A small network with fewer but stronger connections will be much more effective than knowing hundreds of people but not having any depth to the relationships. If you’ve been a designer for a while, chances are you already have a number of contacts in the industry or in related industries. You may not need to meet a ton of new people in order to strengthen your network, you just need to get to know the people in your existing network better.

Particularly when it comes to social networking, we tend to be consumed by numbers. Followers could be an example. But someone with 100 followers can have a bigger impact than someone with 10,000 followers. It’s all a matter of the quality of the relationships. So don’t be concerned with getting to know everyone out there, just focus on developing some quality connections.

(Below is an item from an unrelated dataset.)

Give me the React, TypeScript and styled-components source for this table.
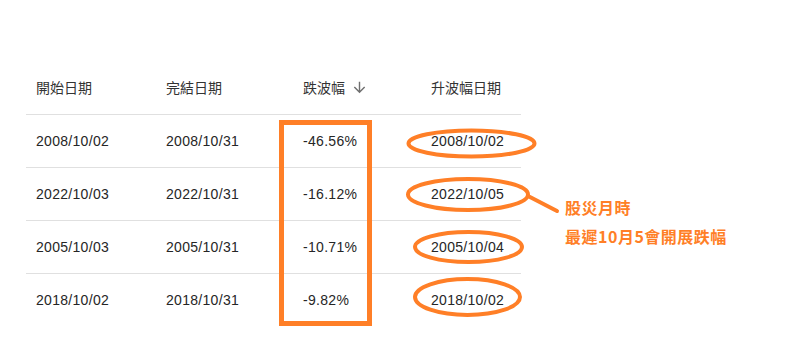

5. People Do Business With People They Like

While this may not always be the case, in general, it’s human nature to want to do business with people we like. Just from my own life, I can think of my real estate agent, the guy I bought my cell phone from, a car salesman, restaurants that I go to repeatedly, and the place I take my car for repairs. In every case, I could take my business somewhere else, but I chose to go to someone because I like them and they’re easy to work with.

The same concept applies to professional relationships. There are a lot of talented designers out there who can get the job done. People in your network will want to work with someone that they like, not just someone who is good at what they do. Be yourself, be considerate of others, and be pleasant to work with. It will go a long way.

Looking at the same principle from another angle, it’s not always necessary to have a specific purpose for networking with someone. You may get to know someone and enjoy connecting with them, but there is really no tangible benefit to either of you. That doesn’t mean that there is no reason to continue to network with that person. Aside from friendship and comradery, at some point in the future a situation might arise where there is a possibility to work together, and at this point, if you already know and like each other, you are that much closer to a win/win situation.